O
Supremo Tribunal Federal acaba de inventar a sentença a la carte, ou sob
medida. A lei que se aplica a Lula não é a mesma que se aplica a Moreira
Franco. Os fatos fundamentais são os mesmos, ou seja, uma suposta tentativa de fugir
da justiça de primeira instância e ganhar foro privilegiado como ministro de
Estado, mas a decisão difere em razão da personalidade do paciente da ação. Os
detalhes jurídicos são de menor importância. Para a opinião pública, estamos
diante de um esbulho do sistema jurídico hipertrofiado.
O
que impressiona em tudo isso é que a decisão relativa a Moreira Franco parece
bem fundamentada. O chefe do Executivo tem todo o direito de nomear seus
ministros independentemente de sua condição jurídica. É uma prerrogativa. A
Justiça que se vire para transformar o acusado em réu, e réu em condenado. Um
simples indiciado em processo criminal merece, em todos os sistemas
civilizados, o benefício da presunção de inocência. O grande problema é: por
que esse mesmo princípio não se aplicou a Lula?
É
claro que, no caso do ex-Presidente, o Supremo cometeu um ingerência espúria em
outro Poder da República.

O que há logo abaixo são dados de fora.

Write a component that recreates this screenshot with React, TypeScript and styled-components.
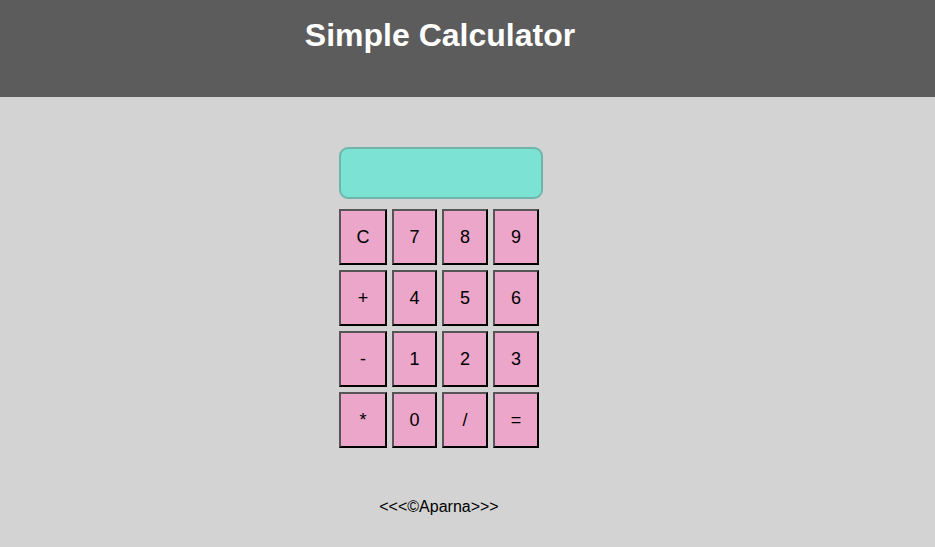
import React from "react";
import styled, { createGlobalStyle } from "styled-components";

const Global = createGlobalStyle`
  html, body { margin: 0; padding: 0; }
  body {
    background: #d3d3d3;
    font-family: "Liberation Sans", Arial, sans-serif;
    width: 935px;
    height: 547px;
    overflow: hidden;
  }
`;

const Header = styled.header`
  height: 97px;
  background: #5c5c5c;
  display: flex;
  justify-content: center;
  padding-right: 55px;
  box-sizing: border-box;
`;

const Title = styled.h1`
  margin: 17px 0 0;
  color: #ffffff;
  font-size: 32px;
  font-weight: bold;
  line-height: 37px;
`;

const Main = styled.main`
  display: flex;
  flex-direction: column;
  align-items: center;
  padding: 50px 53px 0 0;
`;

const Calc = styled.div`
  display: flex;
  flex-direction: column;
  gap: 10px;
  width: 204px;
`;

const Display = styled.div`
  height: 52px;
  box-sizing: border-box;
  background: #7ce3d4;
  border: 2px solid #6fb5ab;
  border-radius: 9px;
`;

const Keys = styled.div`
  display: grid;
  grid-template-columns: 48px 45px 46px 46px;
  grid-auto-rows: 56px;
  column-gap: 5px;
  row-gap: 5px;
`;

const Key = styled.button`
  box-sizing: border-box;
  margin: 0;
  padding: 0;
  background: #eba6c9;
  border-width: 2px;
  border-style: solid;
  border-color: #555555 #000000 #000000 #555555;
  font-family: "Liberation Sans", Arial, sans-serif;
  font-size: 18px;
  color: #000;
`;

const Footer = styled.footer`
  margin-top: 50px;
  font-size: 16px;
  line-height: 18px;
  color: #000;
  padding-right: 4px;
`;

const keys = ["C", "7", "8", "9", "+", "4", "5", "6", "-", "1", "2", "3", "*", "0", "/", "="];

export default function App() {
  return (
    <>
      <Global />
      <Header>
        <Title>Simple Calculator</Title>
      </Header>
      <Main>
        <Calc>
          <Display />
          <Keys>
            {keys.map((k) => (
              <Key key={k}>{k}</Key>
            ))}
          </Keys>
        </Calc>
        <Footer>&lt;&lt;&lt;©Aparna&gt;&gt;&gt;</Footer>
      </Main>
    </>
  );
}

Pessoalmente, não acredito que a nomeação de Lula
teria alterado muito o curso da história tendo em vista as forças formidáveis
que se juntaram em favor do impeachment. Contudo, pelo menos em tese, poderia
ter havido uma mudança de rumo. Nessa hipótese, uma decisão ilegal do Supremo
favoreceu descaradamente o impeachment em favor de um partido, concorrendo para
a instabilidade em que ainda nos encontramos.
O
que fazer quando a Suprema Corte viola as bases constitucionais que deveria
proteger? Se o derretimento de sua credibilidade se acrescenta ao derretimento
inequívoco da credibilidade do Executivo, do Legislativo, do Ministério
Público, estamos diante de uma situação que, nos livros textos, prenunciam uma
revolução. É uma perspectiva terrível, pois nada seria pior para o Brasil do
que uma nação fisicamente dividida, sem perspectiva de regeneração das
instituições republicanas e totalmente afastada de um pacto nacional.
Anos
atrás escrevi um livro, “O Atentado da Nova Era”, no qual considerava que na
era nuclear a única estratégia possível para países nuclearizados era a busca
da paz, tendo em vista os efeitos da dissuasão. E afirmava, no que diz respeito
a conflitos internos em nações com elevado grau de industrialização, que neles
havia uma espécie de segundo nível de dissuasão, tendo em vista os terríveis
estragos domésticos que o armamento dito “convencional”, aplicado no conflito,
poderia causar a pessoas e propriedades.
A
despeito disso, quando nos confrontamos com a ruptura institucional de cima
para baixo, muitos tem uma espécie de nostalgia revolucionária. Entretanto,
temos que resistir a isso. A revolução líbia instigada pelos Estados Unidos
(Hillary Clinton) mostrou que um país, mesmo armado de fora para dentro e sem
uma estrutura industrial interna, pode ser totalmente destruído em situações
revolucionárias. O mesmo aconteceria com o Egito, não fosse a reação dos
militares; e o mesmo acontece com a Síria, a despeito da intervenção russa.
O
Supremo atual é o escárnio, assim como o Executivo e o Legislativo. Nossa única
salvação é a busca de legitimidade do poder civil que seja capaz de restaurar
as instituições republicanas. Falo em eleição direta em 2018, mas falo também
na possibilidade, ainda que remota, de uma eleição indireta antes disso,
ancorada num processo que garanta a plena legitimidade do que vier a ser eleito
para completar o mandato de Dilma mediante um grande pacto político. Não é nada
fácil. Mas o pior seria uma intervenção militar ou uma guerra civil.